* Stated task
Wherever the word "styles" shows up in a line, please copy that line.

* Data lines
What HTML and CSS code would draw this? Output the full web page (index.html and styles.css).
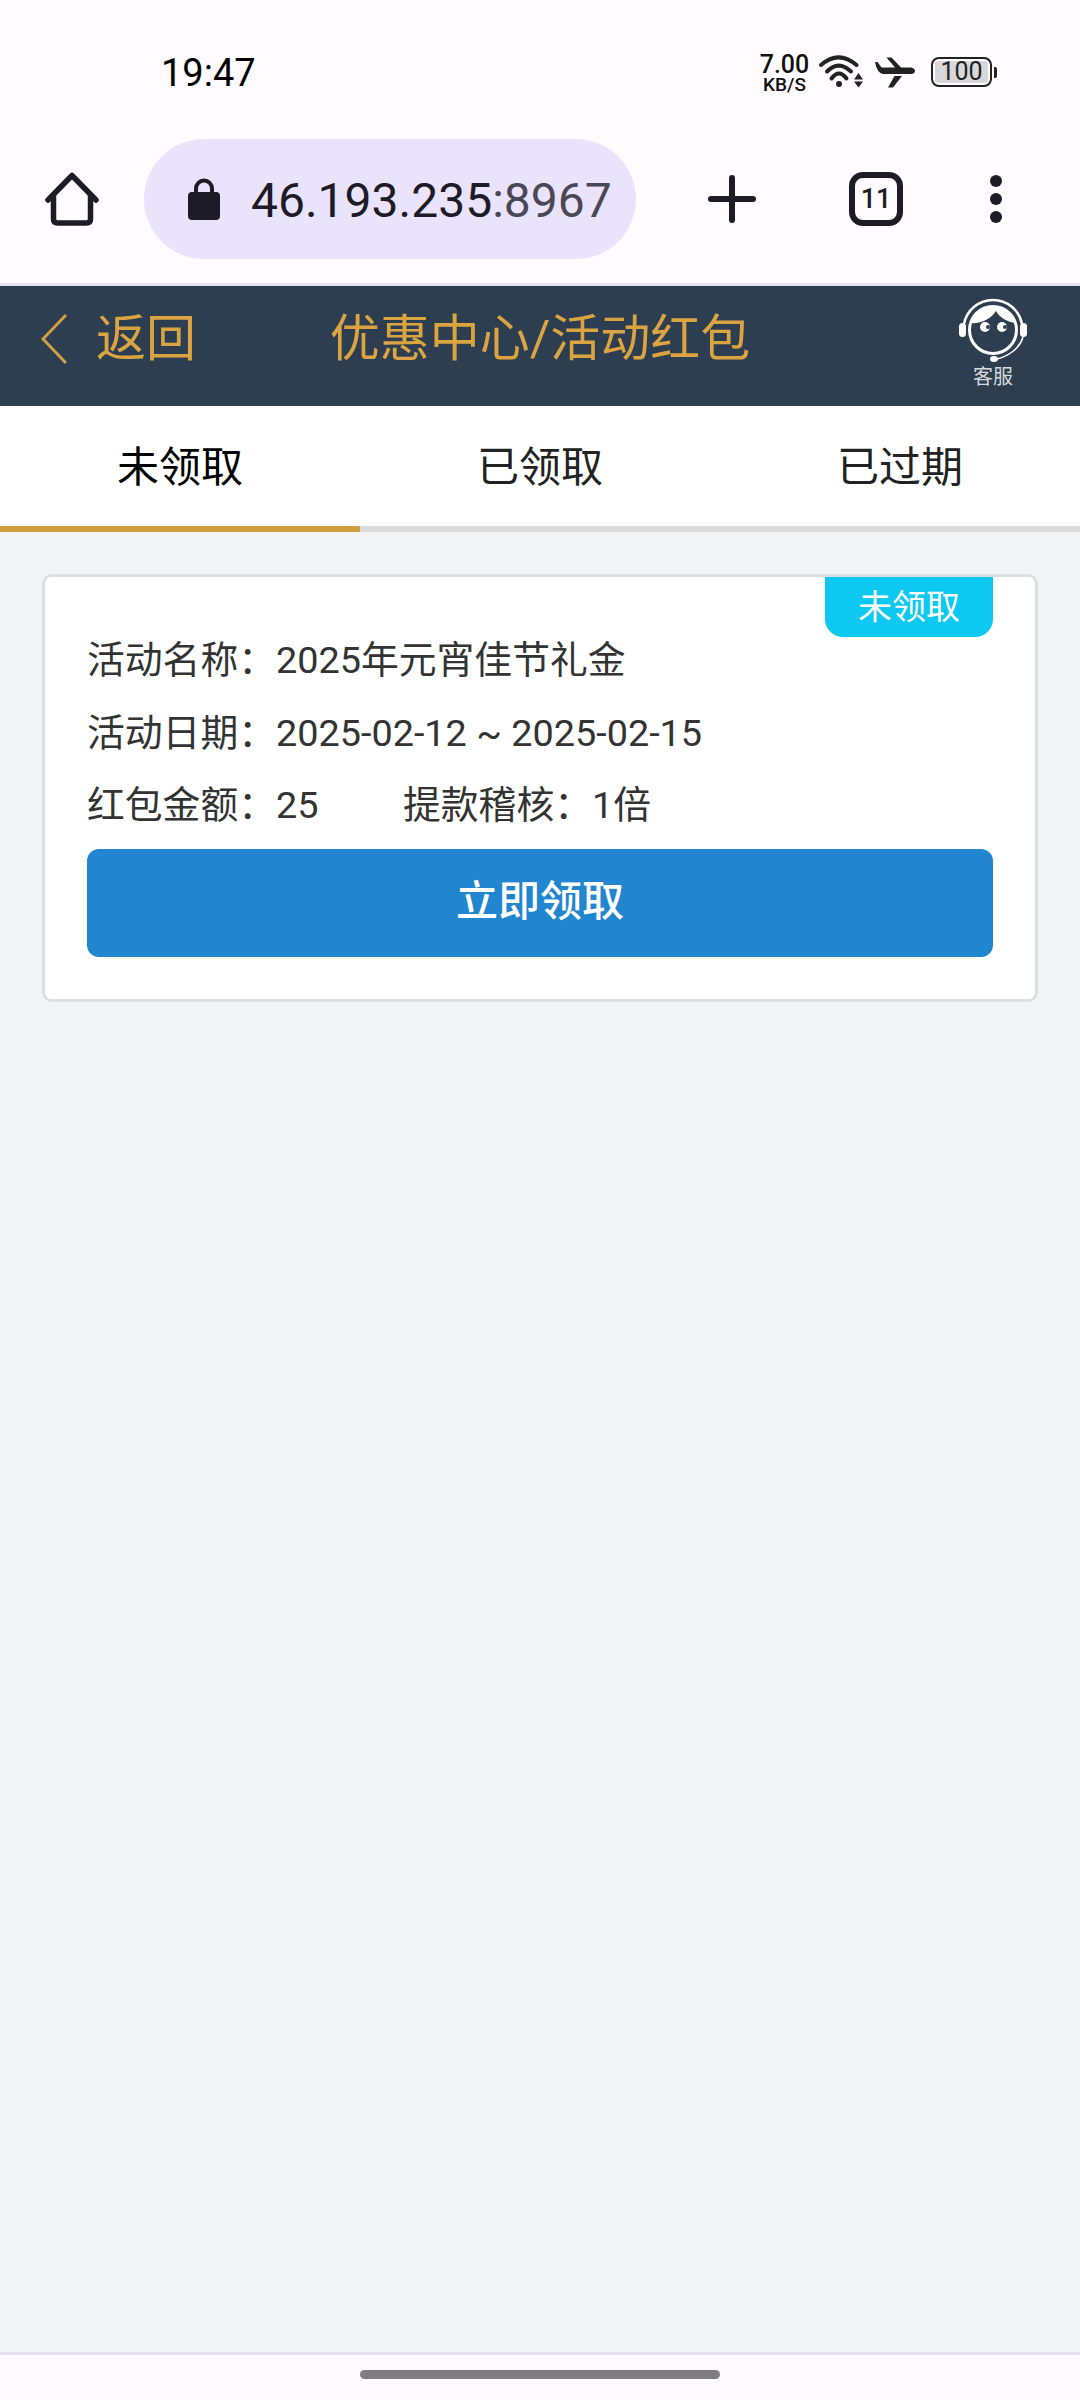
FILE: index.html
```html
<!DOCTYPE html>
<html lang="zh-CN">
<head>
  <meta charset="UTF-8" />
  <meta name="viewport" content="width=device-width, initial-scale=1.0" />
  <title>优惠中心/活动红包</title>
  <link rel="stylesheet" href="styles.css">
</head>
<body>
  <div class="statusbar">
    <span class="time">19:47</span>
    <div class="status-icons">
      <div class="speed"><span class="speed-num">7.00</span><span class="speed-unit">KB/S</span></div>
      <svg class="ic-wifi" width="44" height="33" viewBox="0 0 44 33">
        <path d="M2 10Q19.500 -5.400 37.500 10" fill="none" stroke="#222" stroke-width="4" stroke-linecap="round"/>
        <path d="M8 16.500Q19.500 4.700 32 16.500" fill="none" stroke="#222" stroke-width="4" stroke-linecap="round"/>
        <path d="M12.500 23.500Q20 13.300 27.500 23.500" fill="none" stroke="#222" stroke-width="4" stroke-linecap="round"/>
        <circle cx="20" cy="29" r="3" fill="#222"/>
        <path d="M35 24.500L39.500 18L44 24.500ZM35 26.500L39.500 32.500L44 26.500Z" fill="#222"/>
      </svg>
      <svg class="ic-plane" width="40" height="31" viewBox="0 0 40 31">
        <path d="M0 5L2.500 5L6.500 10.500L20 10.500L11.500 .5L16.500 .5L26 10.500L36 10.500Q40 11.500 40 14Q40 16.500 36 17L8 17Q2 16 0 5Z" fill="#222"/>
        <path d="M19.500 19L27 19L18 30.500L13 30.500Z" fill="#222"/>
      </svg>
      <div class="battery">
        <div class="battery-body"><span class="battery-level">100</span></div>
        <div class="battery-nub"></div>
      </div>
    </div>
  </div>

  <div class="toolbar">
    <svg class="ic-home" width="54" height="54" viewBox="0 0 54 54">
      <path d="M3 28L27 3.500L51 28" fill="none" stroke="#1d1b26" stroke-width="5.500" stroke-linecap="round" stroke-linejoin="round"/>
      <path d="M8.500 23V47Q8.500 51 12.500 51H41.500Q45.500 51 45.500 47V23" fill="none" stroke="#1d1b26" stroke-width="5.500"/>
    </svg>
    <div class="urlbar">
      <svg class="ic-lock" width="32" height="42" viewBox="0 0 32 42">
        <path d="M8 16V10.500a8 8 0 0 1 16 0V16" fill="none" stroke="#1d1b26" stroke-width="4"/>
        <rect x="0" y="14" width="32" height="28" rx="4" fill="#1d1b26"/>
      </svg>
      <span class="url">46.193.235<span class="url-port">:8967</span></span>
    </div>
    <svg class="ic-plus" width="48" height="48" viewBox="0 0 48 48">
      <path d="M24 3V45M3 24H45" stroke="#1d1b26" stroke-width="6" stroke-linecap="round"/>
    </svg>
    <div class="tabcount">11</div>
    <div class="menu-dots"><i></i><i></i><i></i></div>
  </div>

  <header class="topbar">
    <div class="back">
      <svg width="26" height="50" viewBox="0 0 26 50">
        <path d="M25 1L2 25L25 49" fill="none" stroke="#d09f42" stroke-width="3"/>
      </svg>
      <span>返回</span>
    </div>
    <h1 class="title">优惠中心/活动红包</h1>
    <div class="service">
      <svg width="68" height="70" viewBox="0 0 68 70">
        <circle cx="34" cy="36" r="23.500" fill="none" stroke="#fff" stroke-width="3"/>
        <path d="M11 29A24 24 0 0 1 57 29C48 28 41 24 37 17C32 25 22 30 11 29Z" fill="#fff"/>
        <path d="M5 30A29.500 29.500 0 0 1 63 30" fill="none" stroke="#fff" stroke-width="2.500"/>
        <rect x="0" y="29" width="7" height="14" rx="3.500" fill="#fff"/>
        <rect x="61" y="29" width="7" height="14" rx="3.500" fill="#fff"/>
        <path d="M64 43C61 54 50 62 38 65" fill="none" stroke="#fff" stroke-width="1.500"/>
        <ellipse cx="35" cy="65" rx="4" ry="3" fill="#fff"/>
        <circle cx="26" cy="33" r="5" fill="#fff"/>
        <circle cx="43" cy="33" r="5" fill="#fff"/>
        <circle cx="29" cy="33" r="2" fill="#2d3e50"/>
        <circle cx="46" cy="33" r="2" fill="#2d3e50"/>
      </svg>
      <span>客服</span>
    </div>
  </header>

  <nav class="tabs">
    <div class="tab active">未领取</div>
    <div class="tab">已领取</div>
    <div class="tab">已过期</div>
  </nav>

  <main class="content">
    <section class="card">
      <span class="badge">未领取</span>
      <p class="line">活动名称：2025年元宵佳节礼金</p>
      <p class="line">活动日期：2025-02-12 ~ 2025-02-15</p>
      <p class="line"><span class="amount">红包金额：25</span><span>提款稽核：1倍</span></p>
      <button class="claim" type="button">立即领取</button>
    </section>
  </main>

  <footer class="navbar"><div class="handle"></div></footer>
</body>
</html>
```

FILE: styles.css
```css
* {
  box-sizing: border-box;
}
body {
  margin: 0;
  height: 2400px;
  display: flex;
  flex-direction: column;
  font-family: Roboto, "Noto Sans CJK SC", sans-serif;
  background: #f2f4f6;
  overflow: hidden;
}
svg {
  display: block;
  flex-shrink: 0;
}

/* phone status bar */
.statusbar {
  height: 139px;
  padding: 50px 83px 0 161px;
  display: flex;
  justify-content: space-between;
  align-items: flex-start;
  background: #fffbff;
}
.time {
  font-size: 38px;
  line-height: 46px;
  color: #000;
}
.status-icons {
  display: flex;
  align-items: flex-start;
  padding-top: 5px;
}
.speed {
  display: flex;
  flex-direction: column;
  align-items: center;
  width: 47px;
  margin-right: 11px;
  color: #111;
  font-weight: 500;
}
.speed-num {
  font-size: 25px;
  line-height: 19px;
}
.speed-unit {
  font-size: 19px;
  line-height: 15px;
  margin-top: 3px;
}
.ic-wifi {
  margin-right: 12px;
}
.ic-plane {
  margin-top: 2px;
  margin-right: 16px;
}
.battery {
  display: flex;
  align-items: center;
  margin-top: 2px;
}
.battery-body {
  width: 61px;
  height: 30px;
  border: 2.500px solid #222;
  border-radius: 8px;
  padding: 2px;
}
.battery-level {
  display: block;
  height: 100%;
  background: #d8d8d8;
  border-radius: 4px;
  font-size: 25px;
  line-height: 21px;
  text-align: center;
  color: #222;
}
.battery-nub {
  width: 3px;
  height: 11px;
  margin-left: 2px;
  background: #222;
  border-radius: 0 2px 2px 0;
}

/* browser toolbar */
.toolbar {
  height: 147px;
  padding: 0 0 24px 45px;
  display: flex;
  align-items: center;
  background: #fffbff;
  border-bottom: 3px solid #e7e3f0;
}
.urlbar {
  width: 492px;
  height: 120px;
  margin-left: 45px;
  padding-left: 44px;
  display: flex;
  align-items: center;
  gap: 31px;
  background: #e9e3fc;
  border-radius: 60px;
}
.url {
  padding-top: 2px;
  font-size: 48px;
  color: #1d1b26;
  white-space: nowrap;
}
.url-port {
  color: #4a4855;
}
.ic-plus {
  margin-left: 72px;
}
.tabcount {
  width: 54px;
  height: 54px;
  margin-left: 93px;
  border: 6px solid #1d1b26;
  border-radius: 14px;
  font-size: 27px;
  font-weight: 500;
  line-height: 42px;
  text-align: center;
  color: #1d1b26;
}
.menu-dots {
  margin-left: 87px;
  display: flex;
  flex-direction: column;
  gap: 6px;
}
.menu-dots i {
  width: 12px;
  height: 12px;
  border-radius: 50%;
  background: #1d1b26;
}

/* site header */
.topbar {
  height: 120px;
  display: grid;
  grid-template-columns: 1fr auto 1fr;
  background: #2d3e50;
  color: #d9a441;
}
.back {
  height: 106px;
  padding-left: 41px;
  display: flex;
  align-items: center;
  gap: 29px;
  font-size: 50px;
  line-height: 106px;
}
.title {
  margin: 0;
  font-size: 50px;
  font-weight: 400;
  line-height: 106px;
}
.service {
  justify-self: end;
  padding: 8px 53px 0 0;
  display: flex;
  flex-direction: column;
  align-items: center;
  font-size: 20px;
  line-height: 26px;
  color: #d5d9de;
}

/* tabs */
.tabs {
  height: 126px;
  display: flex;
  background: #fff;
}
.tab {
  flex: 1;
  padding-top: 32px;
  border-bottom: 6px solid #dcdcdc;
  font-size: 42px;
  line-height: 60px;
  text-align: center;
  color: #222;
}
.tab.active {
  border-bottom-color: #cf9e3f;
  color: #000;
}

/* card */
.content {
  flex: 1;
  padding: 42px 42px 0;
}
.card {
  position: relative;
  padding: 47px 42px 42px;
  background: #fff;
  border: 3px solid #dcdfe0;
  border-radius: 10px;
}
.badge {
  position: absolute;
  top: 0;
  right: 42px;
  width: 168px;
  height: 60px;
  background: #0dc8f0;
  border-radius: 0 0 18px 18px;
  font-size: 34px;
  line-height: 60px;
  text-align: center;
  color: #fff;
}
.line {
  margin: 0;
  font-size: 37.800px;
  line-height: 72.500px;
  color: #333;
}
.amount {
  display: inline-block;
  width: 316px;
}
.claim {
  display: block;
  width: 100%;
  height: 108px;
  margin-top: 7px;
  padding: 0 0 10px;
  border: none;
  border-radius: 12px;
  background: #2185d0;
  font-family: inherit;
  font-size: 42px;
  font-weight: 500;
  color: #fff;
}

/* gesture bar */
.navbar {
  height: 48px;
  padding-top: 15px;
  background: #fefbff;
  border-top: 3px solid #e3e0ee;
}
.handle {
  width: 360px;
  height: 9px;
  margin: 0 auto;
  background: #7e7c80;
  border-radius: 5px;
}
```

* The result
What HTML and CSS code would draw this? Output the full web page (index.html and styles.css).
  <link rel="stylesheet" href="styles.css">
FILE: styles.css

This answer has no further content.